> We have some scripts that present reports on the queue that we'd like to
> be able to run on machines that don't have rush installed. Is there a way
> to do this?
There's a few ways.
1. RSH/SSH
----------
You can do a simple rsh(1) to the machine that has rush installed, eg:
rsh somehost rush -lac
..and just have your script read stdout to get the report, and check
stderr for error messages.
2. CGI-BIN SCRIPT (HTTP)
------------------------
Another approach would be to create a simple cgi-bin script on a webserver
that has rush installed. Then your other machines can make HTTP queries
to this script to get the reports it needs.
Consider this simple cgi-bin script:
#!/usr/bin/perl -w
use strict; $|=1;
print "Content-Type: text/plain;\n\n";
system("rush -lac 2>&1");
exit(0);
..which will return a 'rush -lac' report to anyone that connects to it.

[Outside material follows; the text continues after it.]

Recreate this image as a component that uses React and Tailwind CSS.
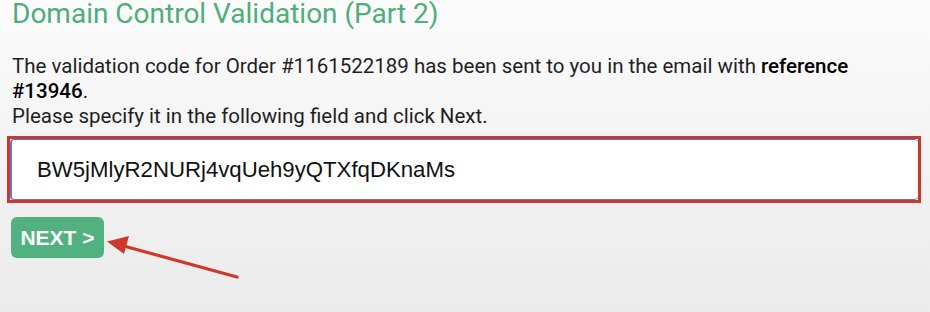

Let's say the URL to this script is: http://yourserver/cgi-bin/rush-lac.cgi
Then from any client, you could get the report by running e.g.:
curl http://yourserver/cgi-bin/rush-lac.cgi
..or:
GET http://yourserver/cgi-bin/rush-lac.cgi
..or by using an appropriate perl or python module that can make HTTP requests.
OPTIMIZATION WITH CACHING
-------------------------
One company used this for their internal GUI applications which regularly
polled a similar script to get updated reports.
They used it so much, though, that it was creating a lot of load on the
server for the same reports from all their workstations running GUI apps.
Since they were often all asking for the same report (jobs list),
I helped them set it up so a cache could be used, to prevent hitting
the server so much.
The first client machine to ask for the report would run the real
rush command, getting the live report, which was also saved to the cache file.
Then any other machines asking for the same report within 8 seconds would
simply get sent the cache file (instead of again running the same rush command).
After 8 seconds, a request for that report would run a new rush command,
and the cache would last for another 8 seconds.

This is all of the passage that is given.